Sat Nov 19 14:21:50 UTC 2011

On 2011-11-18 17:55, Milian Wolff wrote:
> Andreas tried to convince me in IRC that this is "broken code", since anything
> besides ASCII in C++ code is undefined.

That is not true, however. According to the standard: (2.2)

1. Physical source file characters are mapped, in an implementation 
defined manner, to the basic source character set (introducing new-line 
characters for end-of-line indicators) if necessary. The set of phys-
ical source file characters accepted is implementation-defined. Trigraph 
sequences (2.4) are replaced
by corresponding single-character internal representations.
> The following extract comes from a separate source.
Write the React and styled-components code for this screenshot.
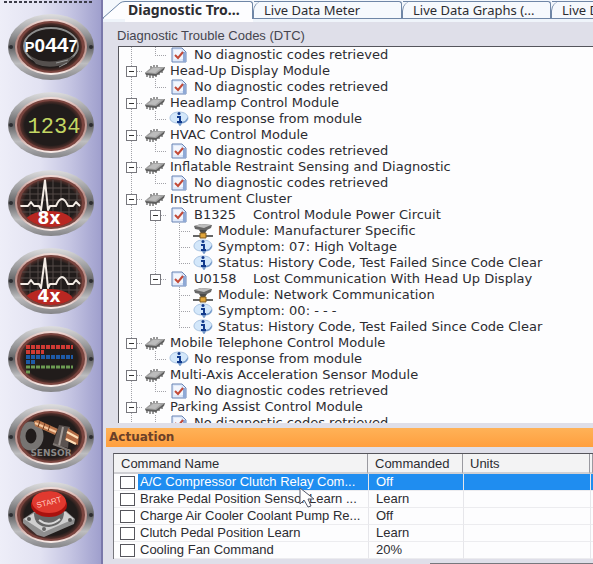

Any source 
file character not in the basic
source character set (2.3) is replaced by the universal-character-name 
that designates that charac-
ter. (An implementation may use any internal encoding, so long as an 
actual extended character
encountered in the source file, and the same extended character 
expressed in the source file as a
universal-character-name (i.e., using the \uXXXX notation), are handled 
equivalently.)

So any character are valid in the source code in an 
implementation-defined manner. Later on, 2.14.5 explains how these 
characters are valid in strings.

So I am pretty sure it is perfect valid to do "½" or "å" or whatever. 
However, what exactly happens is implementation defined (there is as I 
recall a rather big section on the GCC manual about this).

-- 
very kind regards,
Esben Mose Hansen